Further, these thoughts were confirmed in the belief in resurrection during the Maccabeus period (II Mac 7.9+14+23+29). The good will be in the upper part of Sheol-Hades and await the day of resurrection when it would be emptied! The Apostles’ Creed when it says that Jesus descended into “hell” also refers to this Sheol-Hades to which he went. This has two significances: one is that Jesus having become one of us, emptied himself and having died in obedience to the Father on the Cross, the lowest possible death (Phil2.6-11), further lowered himself by going to the shadowy existence of Sheol-Hades where all the dead went.
The second significance is the common belief among Medieval theologians that before Jesus could come the gates of heaven were closed, so that even good people who died could not go to heaven and awaited the coming of the Messiah; further it is also the common doctrine that for salvation it is necessary to be united to Jesus by acknowledging that he came from the Father.
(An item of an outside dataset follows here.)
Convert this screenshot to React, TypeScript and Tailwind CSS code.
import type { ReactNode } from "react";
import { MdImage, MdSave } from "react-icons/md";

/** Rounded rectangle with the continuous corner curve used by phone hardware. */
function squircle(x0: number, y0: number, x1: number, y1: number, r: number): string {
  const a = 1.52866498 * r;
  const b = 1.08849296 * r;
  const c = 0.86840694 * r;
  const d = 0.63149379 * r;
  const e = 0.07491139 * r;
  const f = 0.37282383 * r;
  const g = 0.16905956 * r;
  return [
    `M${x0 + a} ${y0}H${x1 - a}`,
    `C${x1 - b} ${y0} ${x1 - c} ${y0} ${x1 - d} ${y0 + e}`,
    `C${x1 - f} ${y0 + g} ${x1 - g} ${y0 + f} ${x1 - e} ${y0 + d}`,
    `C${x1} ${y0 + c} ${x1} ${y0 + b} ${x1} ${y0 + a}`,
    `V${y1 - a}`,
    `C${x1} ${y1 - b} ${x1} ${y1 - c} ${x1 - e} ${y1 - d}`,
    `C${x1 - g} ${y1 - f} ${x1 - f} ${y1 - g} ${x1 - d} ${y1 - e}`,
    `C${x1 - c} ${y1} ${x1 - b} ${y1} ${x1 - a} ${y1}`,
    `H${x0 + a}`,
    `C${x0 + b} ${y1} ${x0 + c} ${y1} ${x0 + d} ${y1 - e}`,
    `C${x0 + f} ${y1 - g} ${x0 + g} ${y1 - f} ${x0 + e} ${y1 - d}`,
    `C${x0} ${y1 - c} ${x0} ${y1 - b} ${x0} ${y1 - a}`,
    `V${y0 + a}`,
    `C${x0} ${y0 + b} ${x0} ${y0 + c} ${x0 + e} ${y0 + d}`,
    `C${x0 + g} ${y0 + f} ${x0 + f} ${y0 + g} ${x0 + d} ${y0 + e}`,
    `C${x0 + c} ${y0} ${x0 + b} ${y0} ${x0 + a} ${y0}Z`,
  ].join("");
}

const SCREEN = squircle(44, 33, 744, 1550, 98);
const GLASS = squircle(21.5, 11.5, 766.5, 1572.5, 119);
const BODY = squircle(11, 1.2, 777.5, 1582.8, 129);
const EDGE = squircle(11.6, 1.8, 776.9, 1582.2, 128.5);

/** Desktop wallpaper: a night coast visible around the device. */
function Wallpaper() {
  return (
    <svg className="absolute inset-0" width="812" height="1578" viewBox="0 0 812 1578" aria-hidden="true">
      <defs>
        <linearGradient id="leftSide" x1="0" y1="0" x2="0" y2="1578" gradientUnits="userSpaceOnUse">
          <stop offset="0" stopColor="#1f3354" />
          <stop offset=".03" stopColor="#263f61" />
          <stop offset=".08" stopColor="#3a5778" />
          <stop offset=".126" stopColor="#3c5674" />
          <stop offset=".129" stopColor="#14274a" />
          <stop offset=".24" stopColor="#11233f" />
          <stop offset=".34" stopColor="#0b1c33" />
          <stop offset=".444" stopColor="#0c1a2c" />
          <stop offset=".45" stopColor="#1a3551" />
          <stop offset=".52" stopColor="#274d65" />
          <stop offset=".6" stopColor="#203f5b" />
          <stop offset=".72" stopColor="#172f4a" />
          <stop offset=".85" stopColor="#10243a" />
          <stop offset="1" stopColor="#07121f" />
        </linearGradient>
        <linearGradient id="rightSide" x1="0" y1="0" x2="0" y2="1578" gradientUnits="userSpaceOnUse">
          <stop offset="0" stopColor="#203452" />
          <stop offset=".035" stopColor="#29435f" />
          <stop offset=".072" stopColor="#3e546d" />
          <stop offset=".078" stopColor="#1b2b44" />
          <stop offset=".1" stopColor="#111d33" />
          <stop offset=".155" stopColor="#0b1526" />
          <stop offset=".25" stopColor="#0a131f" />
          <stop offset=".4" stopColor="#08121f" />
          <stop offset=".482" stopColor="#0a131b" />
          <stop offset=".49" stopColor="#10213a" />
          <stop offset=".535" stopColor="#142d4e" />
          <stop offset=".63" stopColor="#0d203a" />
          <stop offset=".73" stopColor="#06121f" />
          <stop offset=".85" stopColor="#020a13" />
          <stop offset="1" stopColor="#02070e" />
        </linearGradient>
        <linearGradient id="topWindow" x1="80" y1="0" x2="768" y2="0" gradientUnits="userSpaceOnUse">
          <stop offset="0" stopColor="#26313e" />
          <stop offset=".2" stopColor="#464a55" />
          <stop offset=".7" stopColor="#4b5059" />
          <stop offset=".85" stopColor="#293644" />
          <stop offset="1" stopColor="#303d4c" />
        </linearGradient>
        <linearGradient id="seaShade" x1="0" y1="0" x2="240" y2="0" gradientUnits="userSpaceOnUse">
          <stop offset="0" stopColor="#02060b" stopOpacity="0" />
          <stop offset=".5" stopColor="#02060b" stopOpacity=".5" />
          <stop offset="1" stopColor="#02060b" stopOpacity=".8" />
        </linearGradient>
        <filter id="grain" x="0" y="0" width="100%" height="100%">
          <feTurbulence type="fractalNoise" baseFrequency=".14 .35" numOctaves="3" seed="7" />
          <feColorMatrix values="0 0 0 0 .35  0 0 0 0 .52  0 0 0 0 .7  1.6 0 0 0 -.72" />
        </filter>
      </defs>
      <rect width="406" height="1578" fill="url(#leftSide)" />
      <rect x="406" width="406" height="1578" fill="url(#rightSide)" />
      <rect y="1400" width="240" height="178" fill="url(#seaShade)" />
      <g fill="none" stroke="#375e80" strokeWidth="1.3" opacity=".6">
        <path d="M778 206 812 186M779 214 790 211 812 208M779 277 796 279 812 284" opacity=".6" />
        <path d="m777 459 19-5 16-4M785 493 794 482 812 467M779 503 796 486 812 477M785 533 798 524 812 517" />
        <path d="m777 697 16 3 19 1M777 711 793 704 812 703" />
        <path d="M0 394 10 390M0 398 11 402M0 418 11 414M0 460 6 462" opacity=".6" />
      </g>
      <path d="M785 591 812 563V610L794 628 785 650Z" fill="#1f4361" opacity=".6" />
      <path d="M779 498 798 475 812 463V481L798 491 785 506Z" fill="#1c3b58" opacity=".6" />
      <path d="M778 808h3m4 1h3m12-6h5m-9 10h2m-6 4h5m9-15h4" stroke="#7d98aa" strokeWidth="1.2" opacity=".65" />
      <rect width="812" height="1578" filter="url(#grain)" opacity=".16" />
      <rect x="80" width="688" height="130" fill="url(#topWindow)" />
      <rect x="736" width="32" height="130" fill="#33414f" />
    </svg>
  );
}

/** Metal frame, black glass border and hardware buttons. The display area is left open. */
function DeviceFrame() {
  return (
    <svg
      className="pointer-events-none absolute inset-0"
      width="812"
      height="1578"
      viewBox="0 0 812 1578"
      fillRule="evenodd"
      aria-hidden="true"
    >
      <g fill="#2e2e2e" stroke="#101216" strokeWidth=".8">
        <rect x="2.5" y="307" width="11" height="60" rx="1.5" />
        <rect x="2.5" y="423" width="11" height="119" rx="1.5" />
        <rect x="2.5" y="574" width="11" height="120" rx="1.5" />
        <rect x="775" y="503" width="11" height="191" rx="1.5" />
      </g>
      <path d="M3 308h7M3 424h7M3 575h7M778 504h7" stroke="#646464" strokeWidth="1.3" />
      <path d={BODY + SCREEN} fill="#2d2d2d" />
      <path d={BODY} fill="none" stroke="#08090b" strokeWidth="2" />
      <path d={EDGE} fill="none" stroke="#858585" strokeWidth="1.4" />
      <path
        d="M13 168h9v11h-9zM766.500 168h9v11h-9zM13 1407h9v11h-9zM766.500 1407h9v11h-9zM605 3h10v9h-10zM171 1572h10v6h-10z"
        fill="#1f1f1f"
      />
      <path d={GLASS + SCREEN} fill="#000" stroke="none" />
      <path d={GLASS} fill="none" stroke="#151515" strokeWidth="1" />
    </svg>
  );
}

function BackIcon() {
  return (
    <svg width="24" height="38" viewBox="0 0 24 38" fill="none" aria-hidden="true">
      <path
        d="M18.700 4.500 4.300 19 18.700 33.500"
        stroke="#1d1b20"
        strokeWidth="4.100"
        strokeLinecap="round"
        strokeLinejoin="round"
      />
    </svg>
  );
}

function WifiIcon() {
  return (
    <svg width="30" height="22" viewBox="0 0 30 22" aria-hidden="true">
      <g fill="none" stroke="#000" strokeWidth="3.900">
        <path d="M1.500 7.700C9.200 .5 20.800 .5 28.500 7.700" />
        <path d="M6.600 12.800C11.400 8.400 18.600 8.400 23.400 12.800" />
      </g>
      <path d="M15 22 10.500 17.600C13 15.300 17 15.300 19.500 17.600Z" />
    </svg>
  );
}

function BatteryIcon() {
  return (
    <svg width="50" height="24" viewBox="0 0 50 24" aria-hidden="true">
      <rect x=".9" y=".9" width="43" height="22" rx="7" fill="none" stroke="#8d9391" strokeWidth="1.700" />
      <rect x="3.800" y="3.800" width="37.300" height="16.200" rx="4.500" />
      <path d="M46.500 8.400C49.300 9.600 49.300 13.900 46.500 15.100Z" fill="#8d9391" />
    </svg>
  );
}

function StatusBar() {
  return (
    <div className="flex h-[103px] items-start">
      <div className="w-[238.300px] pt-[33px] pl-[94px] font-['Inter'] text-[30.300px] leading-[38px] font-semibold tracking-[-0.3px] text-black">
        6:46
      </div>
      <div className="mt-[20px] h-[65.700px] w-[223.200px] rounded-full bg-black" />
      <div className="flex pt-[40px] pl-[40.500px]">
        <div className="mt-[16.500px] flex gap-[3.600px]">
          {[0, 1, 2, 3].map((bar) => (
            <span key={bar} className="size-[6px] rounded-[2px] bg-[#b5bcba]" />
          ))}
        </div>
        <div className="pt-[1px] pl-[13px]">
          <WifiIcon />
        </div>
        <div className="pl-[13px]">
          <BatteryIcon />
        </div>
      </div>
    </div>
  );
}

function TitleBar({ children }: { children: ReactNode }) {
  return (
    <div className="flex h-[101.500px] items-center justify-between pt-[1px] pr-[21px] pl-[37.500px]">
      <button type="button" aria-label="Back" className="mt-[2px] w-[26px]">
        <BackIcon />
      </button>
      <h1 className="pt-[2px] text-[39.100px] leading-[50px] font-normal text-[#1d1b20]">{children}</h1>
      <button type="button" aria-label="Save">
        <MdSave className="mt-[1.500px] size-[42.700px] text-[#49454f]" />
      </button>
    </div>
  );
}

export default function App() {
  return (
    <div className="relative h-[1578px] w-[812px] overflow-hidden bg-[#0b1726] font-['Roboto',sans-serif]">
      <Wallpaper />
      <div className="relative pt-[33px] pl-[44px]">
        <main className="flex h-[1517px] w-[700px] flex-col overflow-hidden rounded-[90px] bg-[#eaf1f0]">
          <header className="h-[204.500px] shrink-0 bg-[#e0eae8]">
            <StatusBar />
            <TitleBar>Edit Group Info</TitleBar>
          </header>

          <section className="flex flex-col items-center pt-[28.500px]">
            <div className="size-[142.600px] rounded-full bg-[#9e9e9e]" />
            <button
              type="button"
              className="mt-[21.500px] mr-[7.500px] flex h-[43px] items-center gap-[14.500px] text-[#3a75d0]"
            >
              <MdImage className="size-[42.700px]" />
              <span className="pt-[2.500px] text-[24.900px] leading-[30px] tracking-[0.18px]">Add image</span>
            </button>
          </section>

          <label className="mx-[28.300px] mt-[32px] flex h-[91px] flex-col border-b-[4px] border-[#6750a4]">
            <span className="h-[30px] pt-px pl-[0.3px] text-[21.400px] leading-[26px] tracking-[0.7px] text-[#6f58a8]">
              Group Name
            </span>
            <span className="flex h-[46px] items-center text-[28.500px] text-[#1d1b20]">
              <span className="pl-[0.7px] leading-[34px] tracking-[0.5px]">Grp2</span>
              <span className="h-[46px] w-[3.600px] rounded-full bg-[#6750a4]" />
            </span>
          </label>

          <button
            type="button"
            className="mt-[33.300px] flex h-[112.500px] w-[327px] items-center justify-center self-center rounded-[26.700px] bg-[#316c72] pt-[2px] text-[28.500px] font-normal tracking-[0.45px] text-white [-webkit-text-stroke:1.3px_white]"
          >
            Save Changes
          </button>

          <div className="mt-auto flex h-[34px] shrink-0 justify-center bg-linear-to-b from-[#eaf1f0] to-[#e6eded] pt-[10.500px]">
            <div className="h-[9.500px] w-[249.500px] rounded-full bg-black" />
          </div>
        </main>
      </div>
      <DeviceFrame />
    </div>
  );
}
Read Jn 14.6 where Jesus during the last supper says to the disciples: “I am the way, and the truth, and the life; no one comes to the Father, but by me”. So it was necessary for these good persons who had died before the coming of Jesus to have a sight of Jesus and have a chance to acknowledge him. This is what is indicated in I Pet 3.18-19 where it is said: “For Christ also died…but made alive in the spirit; in which he went and preached to the spirits in prison”. It should be obvious that these pious souls, among whom some would place Adam and Eve and all the Patriarchs and Old Testament saints, would all accept Jesus wholeheartedly and on the day of Resurrection would rise with him.
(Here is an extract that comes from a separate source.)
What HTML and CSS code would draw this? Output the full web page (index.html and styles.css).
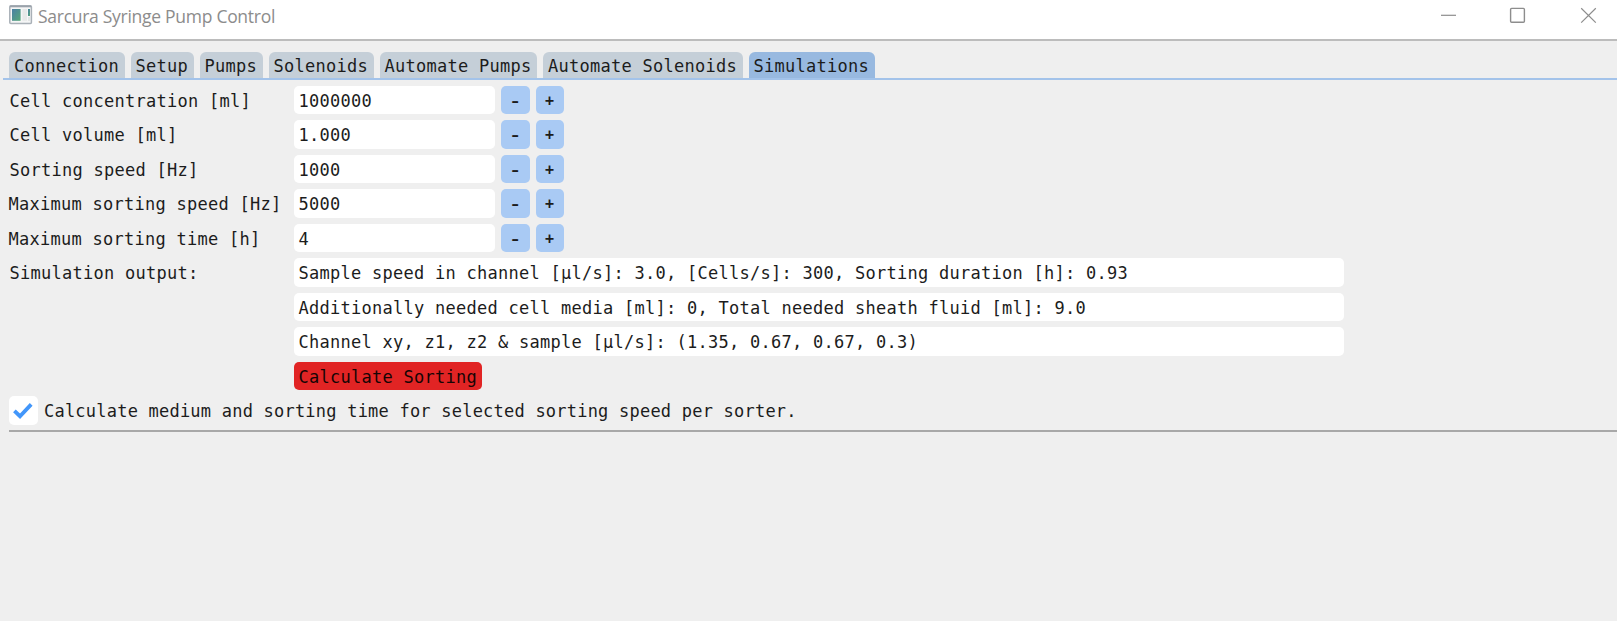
FILE: index.html
```html
<!DOCTYPE html>
<html lang="en">
<head>
<meta charset="utf-8">
<title>Sarcura Syringe Pump Control</title>
<link rel="stylesheet" href="styles.css">
</head>
<body>
<header class="titlebar">
  <svg class="app-icon" width="24" height="20" viewBox="0 0 24 20">
    <defs><linearGradient id="g" x1="0" y1="0" x2="1" y2="1"><stop offset="0" stop-color="#4a7fa5"/><stop offset="1" stop-color="#58a878"/></linearGradient></defs>
    <rect x="0.8" y="0.8" width="21.6" height="17.6" rx="1" fill="#f5f6f6" stroke="#a9b0b7" stroke-width="1.5"/>
    <path d="M1 1.5H22" stroke="#9aa2aa" stroke-width="1.6"/>
    <rect x="3" y="4" width="8.6" height="11.8" fill="url(#g)"/>
    <rect x="13.4" y="4" width="4.6" height="11.8" fill="#e8e8e8"/>
    <rect x="19" y="4" width="2" height="7" fill="url(#g)"/>
    <rect x="19" y="12" width="2" height="4" fill="#e3e5e5"/>
  </svg>
  <span class="title">Sarcura Syringe Pump Control</span>
  <svg class="controls" width="156" height="16" viewBox="0 0 156 16" fill="none" stroke="#8d8d8d">
    <path d="M0 8.3H15" stroke-width="1.2"/>
    <rect x="69.6" y="1.4" width="13.8" height="13.8" rx="1" stroke-width="1.4"/>
    <path d="M140.2 1.2L154.8 15.6M154.8 1.2L140.2 15.6" stroke-width="1.2"/>
  </svg>
</header>
<nav class="tabs">
  <span class="tab">Connection</span><span class="tab">Setup</span><span class="tab">Pumps</span><span class="tab">Solenoids</span><span class="tab">Automate Pumps</span><span class="tab">Automate Solenoids</span><span class="tab active">Simulations</span>
</nav>
<main class="form">
  <div class="row"><span class="label">Cell concentration [ml]</span><span class="field">1000000</span><span class="step minus">-</span><span class="step">+</span></div>
  <div class="row"><span class="label">Cell volume [ml]</span><span class="field">1.000</span><span class="step minus">-</span><span class="step">+</span></div>
  <div class="row"><span class="label">Sorting speed [Hz]</span><span class="field">1000</span><span class="step minus">-</span><span class="step">+</span></div>
  <div class="row"><span class="label wide">Maximum sorting speed [Hz]</span><span class="field">5000</span><span class="step minus">-</span><span class="step">+</span></div>
  <div class="row"><span class="label wide">Maximum sorting time [h]</span><span class="field">4</span><span class="step minus">-</span><span class="step">+</span></div>
  <div class="row"><span class="label">Simulation output:</span><span class="field output">Sample speed in channel [µl/s]: 3.0, [Cells/s]: 300, Sorting duration [h]: 0.93</span></div>
  <div class="row"><span class="label"></span><span class="field output">Additionally needed cell media [ml]: 0, Total needed sheath fluid [ml]: 9.0</span></div>
  <div class="row"><span class="label"></span><span class="field output">Channel xy, z1, z2 &amp; sample [µl/s]: (1.35, 0.67, 0.67, 0.3)</span></div>
  <div class="row"><span class="label"></span><span class="calc">Calculate Sorting</span></div>
  <div class="row"><span class="check"><svg width="20" height="17" viewBox="0 0 20 17" fill="none" stroke="#4296fa" stroke-width="3.8"><path d="M1.4 8.8L7 14.2L18.2 2.4"/></svg></span><span class="check-label">Calculate medium and sorting time for selected sorting speed per sorter.</span></div>
</main>
<div class="separator"></div>
</body>
</html>
```
FILE: styles.css
```css
* { box-sizing: border-box; }
body {
  margin: 0;
  height: 621px;
  overflow: hidden;
  background: #efefef;
  color: #1c1c1c;
  font-family: "DejaVu Sans Mono", monospace;
  font-size: 17px;
  letter-spacing: 0.265px;
  white-space: pre;
  display: flex;
  flex-direction: column;
}
.titlebar {
  height: 41px;
  flex: none;
  background: #fff;
  border-bottom: 2px solid #bcbcbc;
  display: flex;
  align-items: flex-start;
  padding: 5px 20px 0 9px;
}
.app-icon { flex: none; }
.title {
  margin-left: 5px;
  font: 17.5px/23px "Open Sans", "Noto Sans", sans-serif;
  letter-spacing: -0.28px;
  color: #8c8c8c;
}
.controls { margin-left: auto; margin-top: 2px; }
.tabs {
  height: 39px;
  flex: none;
  margin-left: 3px;
  padding: 11px 0 0 6px;
  display: flex;
  gap: 6px;
  border-bottom: 2px solid #a3c3ea;
}
.tab {
  padding: 0 5.5px 0 5px;
  line-height: 28px;
  background: #c5cfd8;
  border-radius: 6px 6px 0 0;
}
.tab.active { background: #98b9e0; }
.form {
  padding: 5.6px 0 0 9px;
  display: flex;
  flex-direction: column;
  gap: 6px;
}
.row {
  display: flex;
  gap: 6px;
  height: 28.5px;
  line-height: 31px;
}
.label { width: 279px; flex: none; padding-left: 0.5px; }
.label.wide { margin-left: -1px; width: 280px; }
.field {
  width: 201px;
  flex: none;
  padding-left: 4.5px;
  background: #fff;
  border-radius: 5px;
}
.output { width: 1050px; }
.step {
  width: 28.5px;
  text-align: center;
  font-size: 15px;
  font-weight: bold;
  background: #a9caf4;
  border-radius: 5px;
}
.minus { font-size: 23px; font-weight: normal; line-height: 28px; }
.calc {
  width: 187.5px;
  padding-left: 4.5px;
  background: #e12424;
  border-radius: 5px;
  color: #160404;
}
.check {
  width: 28.5px;
  background: #fff;
  border-radius: 5px;
  display: flex;
  align-items: center;
  justify-content: center;
}
.check-label { letter-spacing: 0.22px; padding-left: 0.5px; }
.separator {
  flex: none;
  height: 2px;
  margin: 5.3px 0 0 9px;
  background: #a8a8a8;
}
```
In this connection it is good to read a passage from the Gospel of St. Mathew which many do not pay serious attention. The passage is Mt 27.50-53 which speaks of the death of Jesus on the Cross and the immediate consequences “…the curtain of the temple was torn…the earth shook, and the rocks were split; the tombs also were opened, and many bodies of the saints who had fallen asleep were raised, and coming out of the tomb after his resurrection they went into the city and appeared to many”. It should also be clear to all of us that with the descent of Jesus to Sheol-Hades (“hell” in common parlance), it was emptied. All its inhabitants would have gone to heaven with Jesus!
“Hell” Properly Speaking:
However, do not confuse this Sheol-Hades with Gehenna which is, properly speaking, the eternal Hell and which will never be emptied, and which is point of no return. Jesus did not go to this hell! A simple descriptive definition of this eternal hell: “It is the voluntarily chosen definitive loss of everlasting life and communion with God and the Blessed”. Scripture, Church documents and the teaching of the Fathers and theologians point out that there is hell and its punishment for the Lost is immediately after death and particular judgment.
In the New Testament, Gehenna hell is mentioned in Mt (7 times); Mk (3 times); James (3.6). In the Synoptic:
- Parables: Wheat and the cockle Mt 13.24-43 (v. 42 “they will throw them into the furnace of fire where there will be weeping and gnashing of teeth“. The next Mt 13.47-50 “…throw them into the furnace of fire, where there will be weeping and gnashing of teeth“. The wedding feast: Mt 22.1-14 “…throw him into the outer darkness, where there will be weeping and gnashing of teeth”. The talents: Mt 25.14-30 “… throw him into the outer darkness, where there will be weeping and gnashing of teeth”. The Last Judgment: Mt 25.31-46 “… depart from me into the eternal fire prepared for the devil and his angels”. Lazarus and Dives Lk 16.19-31: observe the mention of infinite distance between heaven and hell, the impossibility of crossing over from one to the other and the question of unquenchable fire.
- b) Discourses: For sins against charity the liability is hell fire. Jesus says: “… if you say, ‘You fool,’ you will be liable to the hell of fire“[Mt 5:22]. Similar is the liability for sins against chastity. [Mt 5:28] “… everyone who looks at a woman with lust has already committed adultery with her in his heart”. Terrible would be the punishment for scandalizing the simple people: unquenchable fire and the worm that never dies (Cf. Mk 9.42-48). St. John the Evangelist: Jesus Christ is the Light and Life (Jn 1.4; 11.25; 14.6). He communicates Life to all who believe in him 3.16; 6.40; 12.36. The one who rejects Jesus would land himself in darkness and death 1.5; 3.19; 12.35+46; 8.51-52. The book of Revelation : The Lost would not have the Light of the Lamb 21.23. Their names are not found in the book of life and they would be thrown into the lake of fire 20.15. For them there remains only the lake of fire and sulphur 19.20; 20.9-10. St. Paul: Read Rm 2.5-10 especially v.8 which mentions “wrath and fury” for the Lost whereas for the good there would be eternal life (v.7). Phil 3.19 says that the enemies of the cross of Christ would have “destruction“. II Thess 1.6-10 mentions in v.9 “punishment of eternal destruction, separated from the presence of the Lord”. Sinners would have no share in the kingdom I Cor 6.10; Gal 5.19-21. Hebr 10.26-31 mentions in v.27 “a fury of fire”. All these images are not to be taken literally but they do have meaning such as pain, misery, regret, envy, disgust, groping, forever running away etc. Remember that God does not cast anyone into hell. It is freely chosen by the individual IN death.